*WHAT THE TASK ASKS*: Find each line containing the string "styles" and return it.
^^^^
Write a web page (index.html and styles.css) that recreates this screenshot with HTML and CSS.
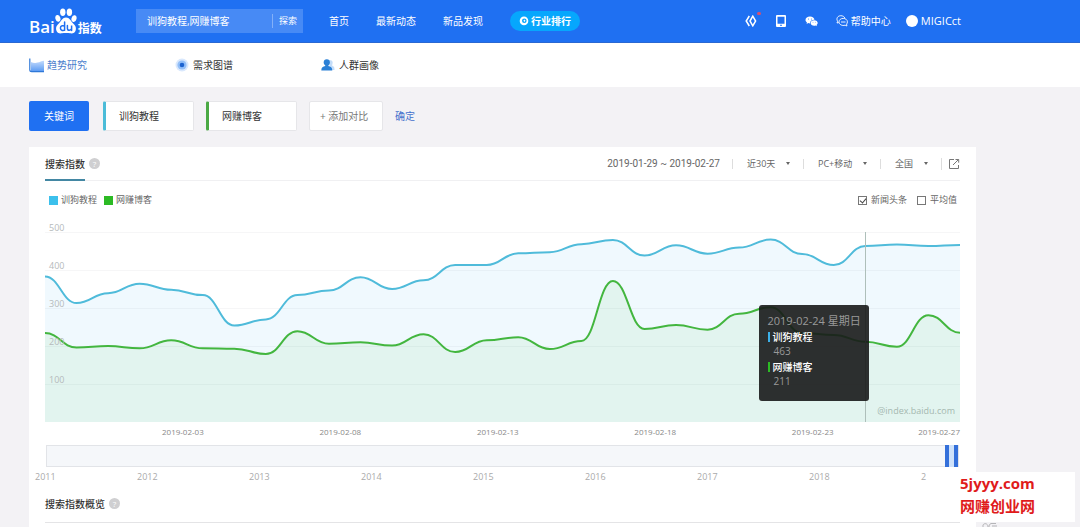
FILE: index.html
```html
<!DOCTYPE html>
<html lang="zh-CN">
<head>
<meta charset="utf-8">
<title>百度指数</title>
<link rel="stylesheet" href="styles.css">
</head>
<body>
<header class="topbar">
  <a class="logo" href="#" aria-label="百度指数">
    <span class="logo-bai">Bai</span>
    <svg class="logo-paw" viewBox="0 0 22 26" width="22" height="26" aria-hidden="true">
      <g fill="#fff">
        <ellipse cx="7.800" cy="4.200" rx="2.700" ry="3.700"/>
        <ellipse cx="14.400" cy="4.200" rx="2.700" ry="3.700"/>
        <ellipse cx="2.900" cy="10.400" rx="2.500" ry="3.400" transform="rotate(-15 2.900 10.400)"/>
        <ellipse cx="19" cy="10.600" rx="2.500" ry="3.400" transform="rotate(15 19 10.600)"/>
        <path d="M11 9.600c3.600 0 4.600 3.400 6.700 5.300 2.600 2.300 3.700 4.100 3.100 7-.6 2.800-3 3.800-5.600 3.400-2.600-.4-5.800-.4-8.400 0-2.600.4-5-.6-5.600-3.400-.6-2.900.5-4.700 3.100-7C6.400 13 7.400 9.600 11 9.600z"/>
      </g>
      <g fill="none" stroke="#1f70f2" stroke-width="1.500" stroke-linecap="round">
        <path d="M9.600 14v8.200M9.600 18.300c-1-1-4.200-1-4.200 1.800s3.200 3 4.200 1.700"/>
        <path d="M12.400 17.600v2.800c0 2.400 4 2.400 4.200 0v-2.800 4.800"/>
      </g>
    </svg>
    <span class="logo-index">指数</span>
  </a>
  <form class="search">
    <input class="search-input" type="text" value="训狗教程,网赚博客" aria-label="关键词搜索">
    <button class="search-button" type="button">探索</button>
  </form>
  <nav class="main-nav">
    <a href="#">首页</a>
    <a href="#">最新动态</a>
    <a href="#">新品发现</a>
    <a class="rank-pill" href="#">
      <svg viewBox="0 0 10 10" width="10" height="10" aria-hidden="true">
        <path fill="#fff" fill-rule="evenodd" d="M5 .6a4.300 4.300 0 1 1 0 8.600A4.300 4.300 0 0 1 5 .6zM5.300 2.400a2.200 2.200 0 1 0 0 4.600 2.200 2.200 0 0 0 0-4.600z"/>
        <path fill="#fff" d="M5.400 3.400l1.100 1.300-1.100 1.300-1-1.300z"/>
      </svg>
      <span>行业排行</span>
    </a>
  </nav>
  <div class="tools">
    <a class="tool tool-dot" href="#" aria-label="代码">
      <svg viewBox="0 0 12 12" width="12" height="12" aria-hidden="true">
        <g fill="none" stroke="#fff" stroke-width="1.500"><path d="M4.300 1L1.200 6l3.100 5"/><path d="M7.800 1.200L5 6l2.800 4.800L10.600 6z"/></g>
      </svg>
    </a>
    <a class="tool" href="#" aria-label="移动版">
      <svg viewBox="0 0 12 12" width="12" height="12" aria-hidden="true">
        <path fill="#fff" fill-rule="evenodd" d="M2 0h8a1 1 0 0 1 1 1v10a1 1 0 0 1-1 1H2a1 1 0 0 1-1-1V1a1 1 0 0 1 1-1zm.5 1.700v7h7v-7zM5 9.700v1h2v-1z"/>
      </svg>
    </a>
    <a class="tool" href="#" aria-label="微信">
      <svg viewBox="0 0 13 12" width="13" height="12" aria-hidden="true">
        <path fill="#fff" d="M5 1.500c2.500 0 4.300 1.500 4.500 3.200-2.700-.1-4.600 1.500-4.500 3.700-.7 0-1.200-.1-1.700-.3L1.600 9l.4-1.500C1 6.800.5 5.900.5 5 .5 3 2.500 1.500 5 1.500z"/>
        <path fill="#fff" d="M9.200 5.300c2 0 3.500 1.200 3.500 2.700 0 .8-.4 1.500-1.100 2l.3 1.200-1.300-.7c-.4.1-.9.200-1.400.2-2 0-3.600-1.200-3.600-2.700s1.600-2.700 3.600-2.700z"/>
        <g fill="#1f70f2"><circle cx="3.500" cy="4" r=".5"/><circle cx="6.400" cy="4" r=".5"/><circle cx="8" cy="7.200" r=".4"/><circle cx="10.300" cy="7.200" r=".4"/></g>
      </svg>
    </a>
    <a class="tool" href="#">
      <svg viewBox="0 0 12 12" width="12" height="12" aria-hidden="true">
        <g fill="none" stroke="#fff" stroke-width=".9"><path d="M2.800 7.600L1 8l.6-1.700C-.2 3.200 2 .7 4.800.7c2 0 3.400.9 4 2.300"/><path d="M7.200 3.400c2.500 0 4.200 1.500 4.200 3.500 0 .9-.3 1.600-.8 2.200l.3 1.900-1.800-.8c-3 .9-6.100-.7-6.100-3.300 0-2 1.800-3.500 4.200-3.500z"/><path d="M5 7h4.500"/></g>
      </svg>
      <span>帮助中心</span>
    </a>
    <a class="tool user" href="#"><i class="avatar"></i><span>MIGICct</span></a>
  </div>
</header>

<nav class="subnav">
  <a class="subnav-item active" href="#">
    <svg viewBox="0 0 16 15" width="16" height="15" aria-hidden="true">
      <defs><linearGradient id="area" x1="0" y1="0" x2="0" y2="1"><stop offset="0" stop-color="#c4dbfd"/><stop offset="1" stop-color="#5f9df3"/></linearGradient></defs>
      <path fill="url(#area)" d="M2 4c2 .8 4 1.200 6.500.6C10.800 4 12.500 3 15 2.700V13H2z"/>
      <path fill="none" stroke="#2f78d8" stroke-width="1.200" d="M.8.500v11.300c0 1.300.6 1.900 1.900 1.900H15"/>
    </svg>
    <span>趋势研究</span>
  </a>
  <a class="subnav-item" href="#">
    <svg viewBox="0 0 14 14" width="14" height="14" aria-hidden="true">
      <circle cx="7" cy="7" r="6.500" fill="#d9e8fd"/><circle cx="7" cy="7" r="4.600" fill="#93bff8"/><circle cx="7" cy="7" r="2.300" fill="#1d63d0"/>
    </svg>
    <span>需求图谱</span>
  </a>
  <a class="subnav-item" href="#">
    <svg viewBox="0 0 14 12" width="14" height="12" aria-hidden="true">
      <path fill="#c3ddfa" d="M8 1.500c3-.8 4.500 1.500 3.300 4-.4 1 .2 1.600 1.200 2 .7.300 1 1 1 3.500H9z"/>
      <circle cx="5.800" cy="3.400" r="3.100" fill="#2b80d6"/><path fill="#2b80d6" d="M.3 11.500C.3 8.500 2 7.600 4.300 7V5h3v2c2.300.6 4 1.500 4 4.500z"/>
    </svg>
    <span>人群画像</span>
  </a>
</nav>

<main class="content">
  <div class="keywords">
    <button class="chip chip-primary" type="button">关键词</button>
    <button class="chip chip-word chip-blue" type="button">训狗教程</button>
    <button class="chip chip-word chip-green" type="button">网赚博客</button>
    <button class="chip chip-add" type="button">+ 添加对比</button>
    <a class="confirm" href="#">确定</a>
  </div>

  <section class="panel">
    <div class="panel-head">
      <h2 class="tab-title">搜索指数</h2>
      <button class="help" type="button" aria-label="说明">?</button>
      <div class="filters">
        <span class="date-range">2019-01-29 ~ 2019-02-27</span>
        <span class="filter"><select aria-label="时间范围"><option>近30天</option></select></span>
        <span class="filter"><select aria-label="设备"><option>PC+移动</option></select></span>
        <span class="filter"><select aria-label="地区"><option>全国</option></select></span>
        <button class="export" type="button" aria-label="导出">
          <svg viewBox="0 0 12 12" width="12" height="12" aria-hidden="true">
            <g fill="none" stroke="#777" stroke-width="1"><path d="M6 1.500H1.500v9h9V7"/><path d="M5 7l5.500-5.500M7.500 1.500h3.200v3.200"/></g>
          </svg>
        </button>
      </div>
    </div>

    <div class="legend">
      <span class="legend-item"><i class="swatch swatch-blue"></i>训狗教程</span>
      <span class="legend-item"><i class="swatch swatch-green"></i>网赚博客</span>
      <div class="toggles">
        <label class="toggle"><input type="checkbox" checked>新闻头条</label>
        <label class="toggle"><input type="checkbox">平均值</label>
      </div>
    </div>

    <div class="chart">
      <svg class="plot" viewBox="0 0 915 190" preserveAspectRatio="none" role="img" aria-label="搜索指数趋势">
        <path class="grid" d="M0 .5H915M0 38.500H915M0 76.500H915M0 114.500H915M0 152.500H915"/>
        <path id="blue-area" class="area-blue"/>
        <path id="green-area" class="area-green"/>
        <path id="blue-line" class="line line-blue"/>
        <path id="green-line" class="line line-green"/>
        <path class="cursor" d="M820.500 0V190"/>
      </svg>
      <div class="y-axis"><span>500</span><span>400</span><span>300</span><span>200</span><span>100</span></div>
      <span class="credit">@index.baidu.com</span>
      <div class="tooltip">
        <div class="tip-date">2019-02-24 星期日</div>
        <div class="tip-name tip-blue">训狗教程</div>
        <div class="tip-value">463</div>
        <div class="tip-name tip-green">网赚博客</div>
        <div class="tip-value">211</div>
      </div>
    </div>
    <div class="x-axis"><span>2019-02-03</span><span>2019-02-08</span><span>2019-02-13</span><span>2019-02-18</span><span>2019-02-23</span><span>2019-02-27</span></div>

    <div class="range"><i class="range-window"></i></div>
    <div class="years"><span>2011</span><span>2012</span><span>2013</span><span>2014</span><span>2015</span><span>2016</span><span>2017</span><span>2018</span><span>2</span></div>

    <div class="overview-head">
      <h2>搜索指数概览</h2>
      <button class="help" type="button" aria-label="说明">?</button>
    </div>
  </section>
</main>

<svg class="corner-mark" viewBox="0 0 16 5" width="16" height="5" aria-hidden="true">
  <g fill="none" stroke="#b5b5b8" stroke-width="1"><path d="M1 5V3c1-2 5-2 5 2M14 1.500H9C7.500 2 7 3.500 7 5M10 4h5"/></g>
</svg>
<aside class="site-badge"><span>5jyyy.com</span><span>网赚创业网</span></aside>
<script src="chart.js"></script>
</body>
</html>
```
FILE: styles.css
```css
* { box-sizing: border-box; }
body {
  margin: 0;
  min-height: 100vh;
  display: flex;
  flex-direction: column;
  overflow: hidden;
  position: relative;
  background: #f3f2f5;
  color: #333;
  font: 10px/14px "Open Sans", "Noto Sans CJK SC", sans-serif;
}
a { color: inherit; text-decoration: none; }
button, input, select { font: inherit; color: inherit; margin: 0; padding: 0; border: 0; background: none; }
svg { display: block; flex: none; }
h2 { margin: 0; font-size: 10px; font-weight: 500; }

.topbar {
  display: flex;
  align-items: center;
  height: 43px;
  padding: 0 119px 0 29px;
  background: #1f70f2;
  border-bottom: 1px solid #2a68d2;
  color: #fff;
}
.logo { display: flex; align-items: flex-end; width: 74px; height: 26px; margin-right: 33px; white-space: nowrap; }
.logo-bai { font: 600 17px/20px "Open Sans", sans-serif; height: 17px; }
.logo-index { font: 700 12px/14px "Noto Sans CJK SC", sans-serif; height: 13px; margin-left: 1px; }
.search { display: flex; align-items: center; width: 167px; height: 24px; background: #478af5; }
.search-input { flex: 1; min-width: 0; height: 14px; padding-left: 11px; border-right: 1px solid #83b0f8; outline: 0; }
.search-button { width: 30px; font-size: 9px; }
.main-nav { display: flex; align-items: center; gap: 27px; margin-left: 26px; white-space: nowrap; }
.rank-pill {
  display: flex;
  align-items: center;
  gap: 2px;
  height: 20px;
  padding: 0 9px;
  border-radius: 10px;
  background: #06a7fd;
  font-weight: 700;
}
.tools { display: flex; align-items: center; gap: 18px; margin-left: auto; white-space: nowrap; }
.tool { display: flex; align-items: center; gap: 3px; position: relative; }
.tool-dot::after { content: ""; position: absolute; top: -3px; right: -4px; width: 4px; height: 3px; border-radius: 2px; background: #d8506f; }
.avatar { width: 12px; height: 12px; border-radius: 50%; background: #fff; }
.user { font-size: 11px; margin-left: -3px; }

.subnav { display: grid; grid-template-columns: repeat(3, 146px); align-items: center; height: 44px; padding-left: 29px; background: #fff; }
.subnav-item { display: flex; align-items: center; gap: 4px; }
.active { color: #4a7dcc; gap: 2px; }

.content { flex: 1; display: flex; flex-direction: column; padding: 14px 104px 0 29px; }
.keywords { display: flex; align-items: center; gap: 12px; height: 30px; }
.chip { height: 30px; border-radius: 2px; text-align: left; white-space: nowrap; }
.chip-primary { width: 60px; margin-right: 2px; text-align: center; color: #fff; background: #1f70f2; }
.chip-word { width: 91px; padding-left: 13px; background: #fff; border: 1px solid #e6e6e9; border-left: 3px solid #4bbcd8; }
.chip-green { border-left-color: #4aa944; }
.chip-add { width: 74px; padding-left: 10px; background: #fff; border: 1px solid #e6e6e9; color: #777; }
.confirm { color: #4470cc; }

.panel { flex: 1; margin-top: 16px; padding: 0 16px; background: #fff; }
.panel-head { display: flex; align-items: center; height: 34px; border-bottom: 1px solid #f0f0f2; }
.tab-title { height: 34px; line-height: 34px; border-bottom: 2px solid #4387a3; }
.help { width: 11px; height: 11px; margin-left: 4px; border-radius: 50%; background: #cfcfd1; color: #fff; font-size: 8px; line-height: 11px; }
.filters { display: flex; align-items: center; margin-left: auto; font-size: 9px; color: #666; white-space: nowrap; }
.date-range { padding-right: 12px; font-size: 10px; font-family: Roboto, sans-serif; }
.filter { display: flex; align-items: center; height: 10px; padding: 0 13px 0 14px; border-left: 1px solid #ddd; }
.filter select { appearance: none; height: 14px; }
.filter::after { content: ""; margin-left: 10px; border: 2px solid transparent; border-top: 3px solid #666; border-bottom: 0; }
.export { padding-left: 6px; border-left: 1px solid #ddd; }

.legend { display: flex; align-items: center; gap: 7px; height: 38px; padding: 0 3px 0 4px; font-size: 9px; color: #666; }
.legend-item { display: flex; align-items: center; gap: 3px; }
.swatch { width: 9px; height: 9px; }
.swatch-blue { background: #3cc0ec; }
.swatch-green { background: #2cba24; }
.toggles { display: flex; gap: 10px; margin-left: auto; }
.toggle { display: flex; align-items: center; gap: 4px; }
.toggle input { appearance: none; position: relative; width: 9px; height: 9px; border: 1px solid #777; }
.toggle input:checked::after { content: ""; position: absolute; left: 2px; top: 0; width: 3px; height: 5px; border: solid #444; border-width: 0 1px 1px 0; transform: rotate(40deg); }

.chart { position: relative; margin-top: 13px; }
.plot { width: 100%; height: 190px; overflow: visible; }
.plot path { vector-effect: non-scaling-stroke; }
.grid { stroke: #f6f6f7; fill: none; }
.area-blue { fill: rgba(60, 180, 240, .08); }
.area-green { fill: rgba(60, 190, 60, .08); }
.line { fill: none; stroke-width: 2; }
.line-blue { stroke: #4fbbda; }
.line-green { stroke: #43b63f; }
.cursor { stroke: #aebfba; fill: none; }
.y-axis { position: absolute; left: 4px; top: -11px; font-size: 9px; color: #b5babb; }
.y-axis span { display: block; height: 38px; }
.credit { position: absolute; right: 5px; bottom: 4px; font-size: 9px; color: #a5b8b0; }
.tooltip {
  position: absolute;
  right: 10%;
  top: 73px;
  width: 110px;
  height: 96px;
  padding: 9px;
  border-radius: 3px;
  background: rgba(24, 26, 26, .9);
  color: #999;
}
.tip-date { font-size: 11px; white-space: nowrap; }
.tip-name { padding-left: 3px; border-left: 2px solid; line-height: 10px; margin: 4px 0 2px; color: #fff; font-weight: 500; }
.tip-blue { border-left-color: #3cb0e8; }
.tip-green { border-left-color: #2cba24; }
.tip-value { padding-left: 6px; }

.x-axis { display: flex; padding-left: 117px; margin-top: 3px; font-size: 8px; color: #888; white-space: nowrap; }
.x-axis span { flex: 1 1 157px; min-width: 0; }
.x-axis span:nth-last-child(2) { flex-basis: 126px; }
.x-axis span:last-child { flex: none; }

.range { height: 22px; margin: 6px 1px 0; border: 1px solid #e2e4e8; background: #f5f7fa; display: flex; }
.range-window { width: 13px; margin: -1px 0 -1px auto; border: solid #3470da; border-width: 0 4px; background: #cfe2fa; }
.years { display: flex; margin: 3px 0 0 -10px; font-size: 9px; color: #aaa; }
.years span { flex: 112 1 0; min-width: 0; }
.years span:first-child { flex-grow: 102; }
.years span:last-child { flex-grow: 39; }
.overview-head { display: flex; align-items: center; height: 38px; margin-top: 1px; border-bottom: 1px solid #e4e4e6; }

.corner-mark { position: absolute; right: 82px; bottom: 0; }
.site-badge {
  position: absolute;
  right: 5px;
  bottom: 5px;
  width: 115px;
  height: 50px;
  display: flex;
  flex-direction: column;
  background: #fff;
  color: #e01b1b;
  font-size: 15px;
  font-weight: 700;
  line-height: 23px;
}
```
FILE: chart.js
```js
const HEIGHT = 190;
const WIDTH = 915;
const MAX = 500;
const SMOOTH = 0.45;

const series = {
  blue: [383, 313, 339, 364, 348, 334, 254, 270, 334, 346, 381, 350, 373, 413, 413, 444, 447, 468, 479, 438, 465, 443, 459, 480, 442, 413, 463, 467, 463, 466],
  green: [234, 196, 200, 194, 215, 194, 193, 179, 239, 206, 210, 201, 231, 184, 215, 223, 192, 213, 371, 245, 255, 243, 285, 302, 234, 229, 211, 198, 281, 235]
};

function curve(values) {
  const step = WIDTH / (values.length - 1);
  const y = v => HEIGHT - v / MAX * HEIGHT;
  let d = `M0 ${y(values[0])}`;
  for (let i = 1; i < values.length; i++) {
    const left = step * (i - 1 + SMOOTH);
    const right = step * (i - SMOOTH);
    d += `C${left} ${y(values[i - 1])} ${right} ${y(values[i])} ${step * i} ${y(values[i])}`;
  }
  return d;
}

for (const [name, values] of Object.entries(series)) {
  const d = curve(values);
  document.getElementById(`${name}-line`).setAttribute("d", d);
  document.getElementById(`${name}-area`).setAttribute("d", `${d}V${HEIGHT}H0Z`);
}
```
^^^^
*ANSWER TO THE EXERCISE*:
Write a web page (index.html and styles.css) that recreates this screenshot with HTML and CSS.
<link rel="stylesheet" href="styles.css">
FILE: styles.css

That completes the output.